西條八十と飯坂温泉 ③
西條八十、中山晋平は飯坂小唄制作を快く引き受け、作詞作曲したが、一人西條八十は当初この飯坂温泉の唄を頼まれたとき、ある思いが頭をよぎったことであろう。
それは彼が二十一、二歳の頃の苦い思い出である。
そのことを小説化したのが西條八十著「みちのくの戀」である。
西條八十は明治25年(1892)1月15日、東京府東京市牛込区拂方町で、父重兵衛、母トクの三男(次男)として生を受ける。
(戸籍上、長男は父の弟が養子となっているので、事実上は父重兵衛の次男である。

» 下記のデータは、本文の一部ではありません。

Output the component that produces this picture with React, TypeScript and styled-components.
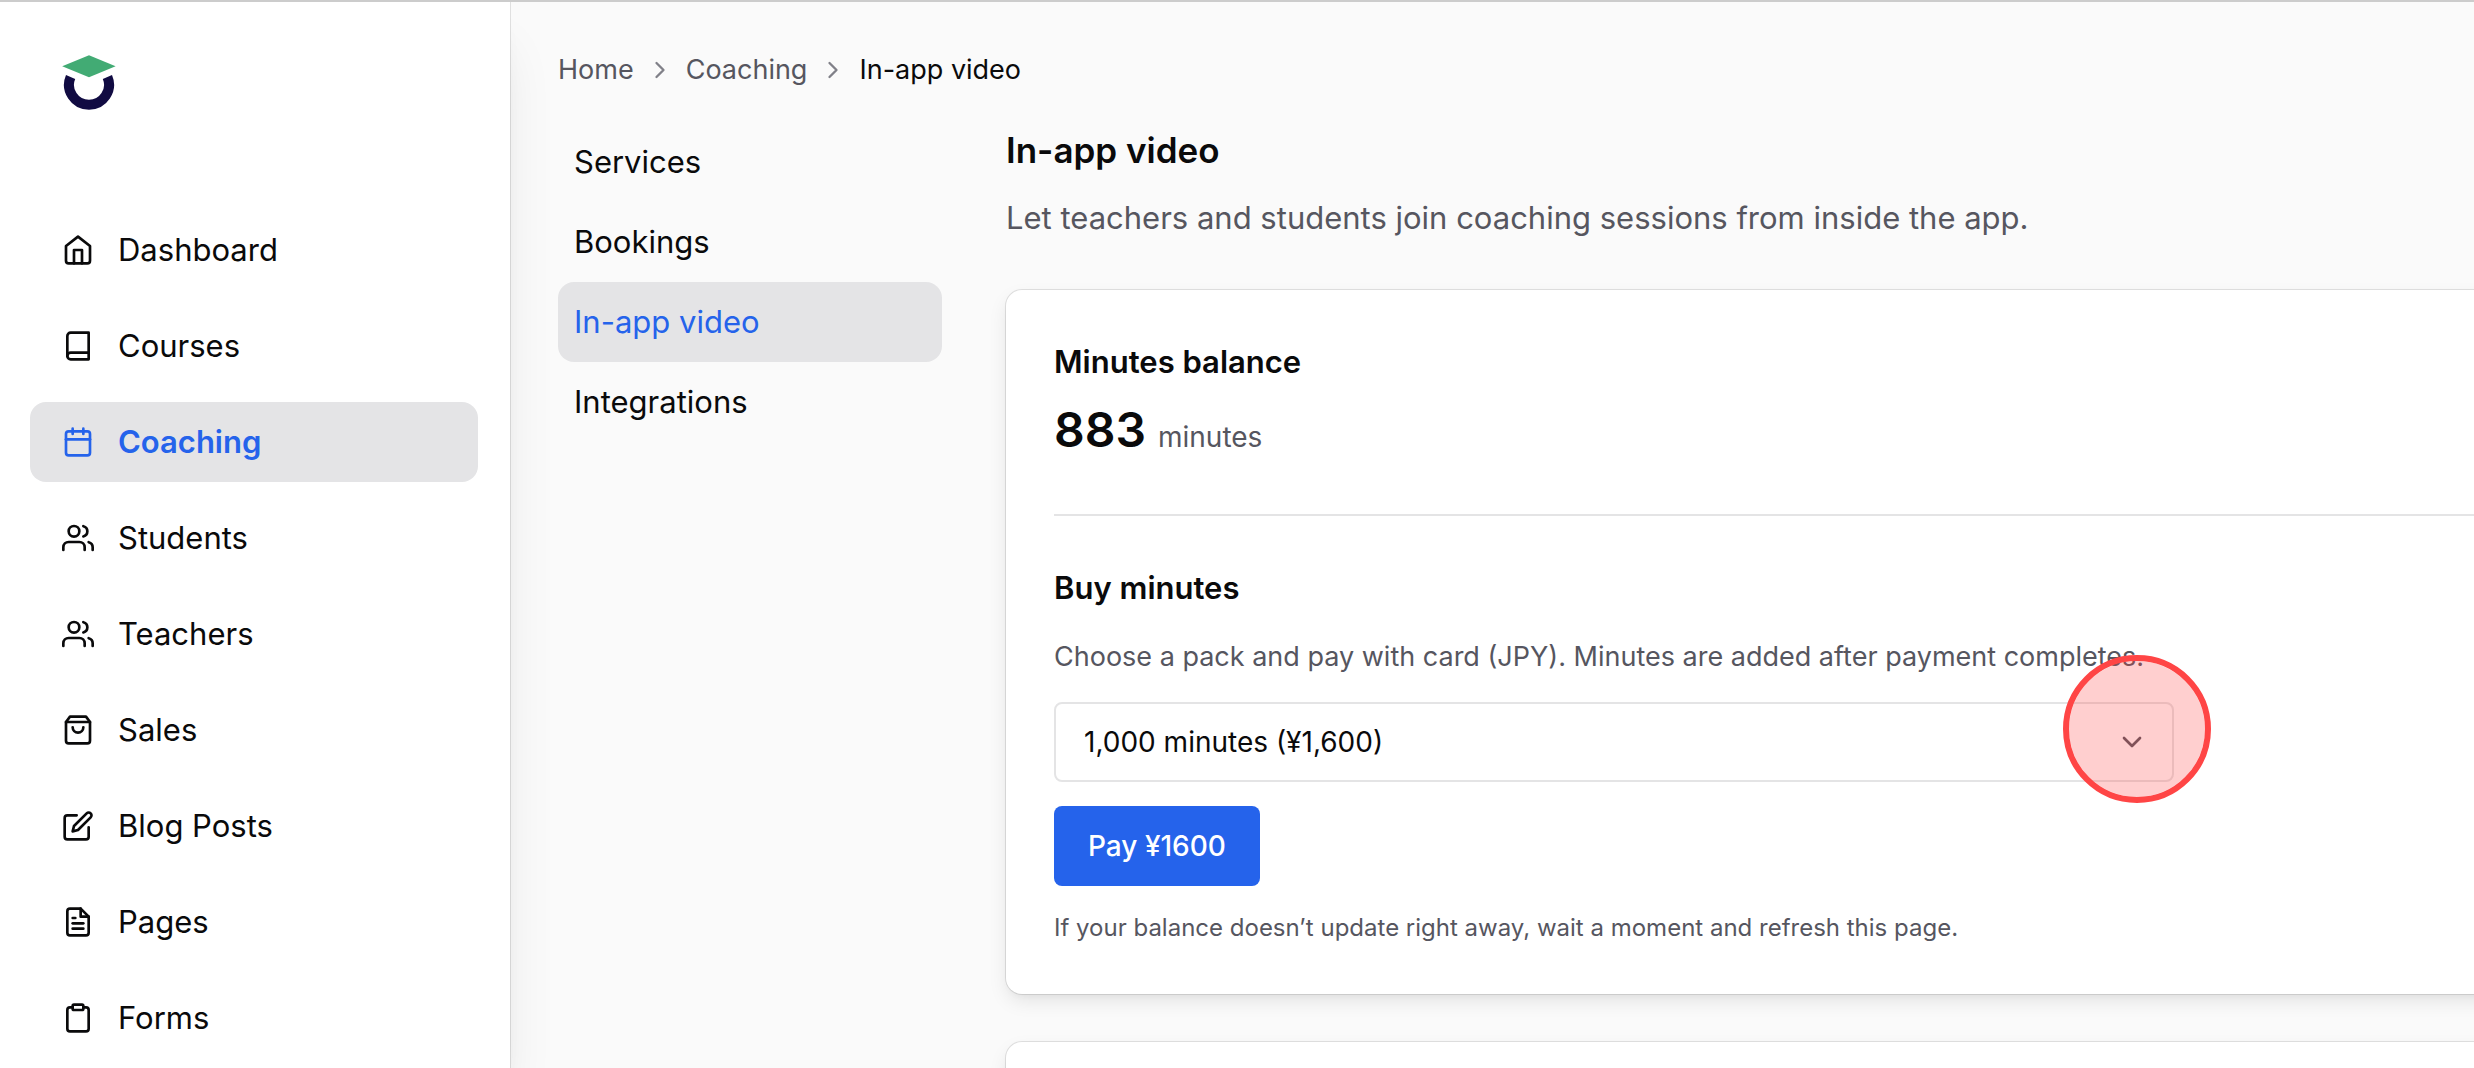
import React from "react";
import styled, { createGlobalStyle } from "styled-components";
import type { IconType } from "react-icons";
import {
  FiBook,
  FiCalendar,
  FiChevronDown,
  FiChevronRight,
  FiClipboard,
  FiEdit,
  FiFileText,
  FiHome,
  FiShoppingBag,
  FiUsers,
} from "react-icons/fi";

const color = {
  ink: "#0a0a0b",
  muted: "#56565f",
  faint: "#808088",
  line: "#e4e4e5",
  ring: "rgba(0, 0, 0, 0.1)",
  active: "#e4e4e6",
  primary: "#2563eb",
  page: "#fafafa",
  surface: "#ffffff",
  marker: "#ff4545",
};

const GlobalStyle = createGlobalStyle`
  *, *::before, *::after { box-sizing: border-box; }
  body {
    margin: 0;
    background: ${color.page};
    color: ${color.ink};
    font-family: Inter, "Liberation Sans", sans-serif;
    font-size: 31px;
    line-height: 48px;
    -webkit-font-smoothing: antialiased;
  }
  h1, h2, p, ul, ol { margin: 0; padding: 0; }
  ul, ol { list-style: none; }
  a { color: inherit; text-decoration: none; }
`;

const Shell = styled.div`
  display: flex;
  height: 100vh;
  overflow: hidden;
  border-top: 2px solid #cccccc;
`;

const Sidebar = styled.aside`
  flex: 0 0 510px;
  padding: 48px 32px 0 30px;
  background: ${color.surface};
  box-shadow:
    0 0 0 1px ${color.ring},
    0 40px 50px -10px rgba(0, 0, 0, 0.1),
    0 16px 20px -12px rgba(0, 0, 0, 0.1);
`;

const LogoLink = styled.a`
  display: block;
  height: 64px;
  margin-bottom: 96px;
  padding-left: 32px;

  svg {
    display: block;
  }
`;

const NavList = styled.ul`
  display: grid;
  gap: 16px;
`;

const NavLink = styled.a<{ $active?: boolean }>`
  display: flex;
  align-items: center;
  gap: 24px;
  height: 80px;
  padding: 0 32px;
  border-radius: 16px;
  background: ${(p) => (p.$active ? color.active : "transparent")};
  color: ${(p) => (p.$active ? color.primary : color.ink)};
  font-weight: ${(p) => (p.$active ? 600 : 400)};

  svg {
    flex: none;
    width: 32px;
    height: 32px;
  }
`;

const Main = styled.main`
  flex: 1;
  min-width: 0;
  padding: 48px 0 0 48px;
`;

const Crumbs = styled.ol`
  display: flex;
  align-items: center;
  gap: 12px;
  margin-bottom: 32px;
  color: ${color.muted};
  font-size: 27px;
  line-height: 40px;

  li {
    display: flex;
    align-items: center;
    gap: 12px;
  }

  svg {
    width: 28px;
    height: 28px;
    color: ${color.faint};
  }
`;

const CurrentCrumb = styled.span`
  color: ${color.ink};
`;

const Columns = styled.div`
  display: grid;
  grid-template-columns: 384px minmax(0, 1fr);
  gap: 64px;
`;

const SubLink = styled.a<{ $active?: boolean }>`
  display: flex;
  align-items: center;
  height: 80px;
  padding: 0 16px;
  border-radius: 16px;
  background: ${(p) => (p.$active ? color.active : "transparent")};
  color: ${(p) => (p.$active ? color.primary : color.ink)};
`;

const PageHeader = styled.header`
  display: grid;
  gap: 16px;
  margin-bottom: 48px;
`;

const PageTitle = styled.h1`
  font-size: 35px;
  font-weight: 600;
  line-height: 56px;
`;

const Lead = styled.p`
  color: ${color.muted};
`;

/* The cards run on past the right edge of the window. */
const Cards = styled.div`
  display: grid;
  gap: 48px;
  margin-right: -48px;
`;

const Card = styled.section`
  min-height: 320px;
  padding: 48px;
  border-radius: 16px;
  background: ${color.surface};
  box-shadow:
    0 0 0 1px ${color.ring},
    0 8px 20px -2px rgba(0, 0, 0, 0.1),
    0 4px 8px -4px rgba(0, 0, 0, 0.06);
`;

const CardTitle = styled.h2`
  font-size: 31px;
  font-weight: 600;
  line-height: 48px;
`;

const Balance = styled.p`
  display: flex;
  align-items: baseline;
  gap: 12px;
  margin-top: 8px;
  padding-bottom: 48px;
  border-bottom: 2px solid ${color.line};
  line-height: 72px;
`;

const BalanceValue = styled.span`
  font-size: 48px;
  font-weight: 600;
`;

const BalanceUnit = styled.span`
  color: ${color.muted};
  font-size: 28px;
  line-height: 40px;
`;

const BuyForm = styled.form`
  display: grid;
  justify-items: start;
  gap: 24px;
  padding-top: 48px;
`;

const Hint = styled.label`
  color: ${color.muted};
  font-size: 27px;
  line-height: 42px;
`;

const SelectBox = styled.div`
  position: relative;
  width: 100%;
  max-width: 1120px;

  > svg {
    position: absolute;
    top: 24px;
    right: 26px;
    width: 32px;
    height: 32px;
    color: ${color.muted};
    pointer-events: none;
  }
`;

const PackSelect = styled.select`
  display: block;
  width: 100%;
  height: 80px;
  padding: 0 80px 0 28px;
  border: 2px solid ${color.line};
  border-radius: 8px;
  appearance: none;
  background: ${color.surface};
  color: ${color.ink};
  font: inherit;
  font-size: 28px;
`;

const ClickMarker = styled.span`
  position: absolute;
  top: -47px;
  right: -37px;
  width: 148px;
  height: 148px;
  border: 6px solid ${color.marker};
  border-radius: 50%;
  background: rgba(255, 69, 69, 0.26);
  background-clip: padding-box;
  pointer-events: none;
`;

const PayButton = styled.button`
  height: 80px;
  padding: 0 34px;
  border: 0;
  border-radius: 8px;
  background: ${color.primary};
  color: ${color.surface};
  font: inherit;
  font-size: 28px;
  font-weight: 500;
`;

const Note = styled.p`
  color: ${color.muted};
  font-size: 24px;
  line-height: 36px;
`;

type NavItem = { label: string; icon: IconType; active?: boolean };

const navItems: NavItem[] = [
  { label: "Dashboard", icon: FiHome },
  { label: "Courses", icon: FiBook },
  { label: "Coaching", icon: FiCalendar, active: true },
  { label: "Students", icon: FiUsers },
  { label: "Teachers", icon: FiUsers },
  { label: "Sales", icon: FiShoppingBag },
  { label: "Blog Posts", icon: FiEdit },
  { label: "Pages", icon: FiFileText },
  { label: "Forms", icon: FiClipboard },
];

const subItems = [
  { label: "Services" },
  { label: "Bookings" },
  { label: "In-app video", active: true },
  { label: "Integrations" },
];

function Logo() {
  return (
    <svg width="54" height="64" viewBox="0 0 54 64" aria-hidden="true">
      <path d="M27 5.2 53.6 16.3 27 27.2.2 16.3Z" fill="#42ab74" />
      <path
        d="M8.6 27a20 20 0 1 0 36.8 0"
        fill="none"
        stroke="#110b42"
        strokeWidth="10"
      />
    </svg>
  );
}

export default function App() {
  return (
    <>
      <GlobalStyle />
      <Shell>
        <Sidebar>
          <LogoLink href="#" aria-label="Home">
            <Logo />
          </LogoLink>
          <nav>
            <NavList>
              {navItems.map(({ label, icon: Icon, active }) => (
                <li key={label}>
                  <NavLink href="#" $active={active}>
                    <Icon aria-hidden="true" />
                    {label}
                  </NavLink>
                </li>
              ))}
            </NavList>
          </nav>
        </Sidebar>

        <Main>
          <nav aria-label="Breadcrumb">
            <Crumbs>
              <li>
                <a href="#">Home</a>
              </li>
              <li>
                <FiChevronRight aria-hidden="true" />
                <a href="#">Coaching</a>
              </li>
              <li>
                <FiChevronRight aria-hidden="true" />
                <CurrentCrumb aria-current="page">In-app video</CurrentCrumb>
              </li>
            </Crumbs>
          </nav>

          <Columns>
            <nav aria-label="Coaching">
              <ul>
                {subItems.map(({ label, active }) => (
                  <li key={label}>
                    <SubLink href="#" $active={active}>
                      {label}
                    </SubLink>
                  </li>
                ))}
              </ul>
            </nav>

            <div>
              <PageHeader>
                <PageTitle>In-app video</PageTitle>
                <Lead>
                  Let teachers and students join coaching sessions from inside
                  the app.
                </Lead>
              </PageHeader>

              <Cards>
                <Card>
                  <CardTitle>Minutes balance</CardTitle>
                  <Balance>
                    <BalanceValue>883</BalanceValue>
                    <BalanceUnit>minutes</BalanceUnit>
                  </Balance>
                  <BuyForm onSubmit={(e) => e.preventDefault()}>
                    <CardTitle>Buy minutes</CardTitle>
                    <Hint htmlFor="pack">
                      Choose a pack and pay with card (JPY). Minutes are added
                      after payment completes.
                    </Hint>
                    <SelectBox>
                      <PackSelect id="pack" defaultValue="1000">
                        <option value="1000">1,000 minutes (¥1,600)</option>
                      </PackSelect>
                      <FiChevronDown aria-hidden="true" />
                      <ClickMarker />
                    </SelectBox>
                    <PayButton type="submit">Pay ¥1600</PayButton>
                    <Note>
                      If your balance doesn’t update right away, wait a moment
                      and refresh this page.
                    </Note>
                  </BuyForm>
                </Card>
                <Card />
              </Cards>
            </div>
          </Columns>
        </Main>
      </Shell>
    </>
  );
}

)
父は西條家が代々続く質屋「伊勢屋」をしていた頃の番頭であったが、嫡男(丑之助)が亡くなった為、その許嫁(トク)と結婚し西條家を継ぐことになった。
又、父は家業の質屋を止めて、時代の先端を見据え石鹸の製造販売を始め、大いに繁昌していたのである。
自著『みちのくの戀』「あとがき」(141頁~142頁)には次のように記してある。
「わたしは東京牛込のかなり富裕な石鹸製造業者の次男に生れ、父はわたしを法律上の戸主に指定して、わたしの十五歳の春に死んだ。」
続いて次のようにある。
「ところがその後放蕩な兄は、わたしに宛てられた遺産を、後見人である母から全部買受けの法律手続きをして、わたしが成年に達するまでにほとんど費い果たしてしまった。若い大学生は一夜、芸者と出奔して行方不明の兄の話を、悄然として独り残された若い嫂(あによめ)の口から聞いて、驚愕したのである。」
この時、西條八十は早稲田大学二年の学生であった。
「その夜から、老母と、弟妹を抱えた無一文の学生戸主の漂泊が始まった。兄を探しだして幾分でも資産を取り戻し、生活を安定させたい悲願から、わたしは、箱根や伊豆地方を隈なく歩いた。そうして最後に、この物語(みちのくの戀)の中に出てくる川口という悪番頭が放蕩の兄を操っていることを悟り、仙台や福島地方をめぐって、飯坂温泉で、やっと兄弟のめぐり逢いをしたのである。」
しかし、そんな苦労をして兄から父の遺産の権利書や有価証券、実印を取り戻したのであったが、実印の表面が削り取られていて使用不可能となっていたのである。
結局、西條八十の父の財産分与の件はすべて徒労に終わった。
その後の西條八十のことは「かなりや・西條八十(二)」に続くと云ってもいいだろう。
この『みちのくの戀』の本の中で兄の投宿先は「翡翠館」となっているが実際は違う。
「兄たちが三月以上も滞在していた旅館は、今も残っている『花水館』である。」と記されていて、さらに「その後わたしは『飯坂小唄』などという新民謡を書くようになって、度々飯坂へいったが、どうしても若い日の回想が苦しく切なくて、その花水館には一度も泊ったことが無い。もちろんその旅館の人たちも、わたしの当時の体験など夢にも知らないであろう。」 と「あとがき」にはある。
この「花水館」は老舗の立派な旅館で、皇族はじめ昭和天皇も宿泊されている。
しかし、現在はホテル聚楽に引き取られ、旧花水館の「奥の間、茶室坐忘庵」等の書院造りの建物が残されているにすぎない。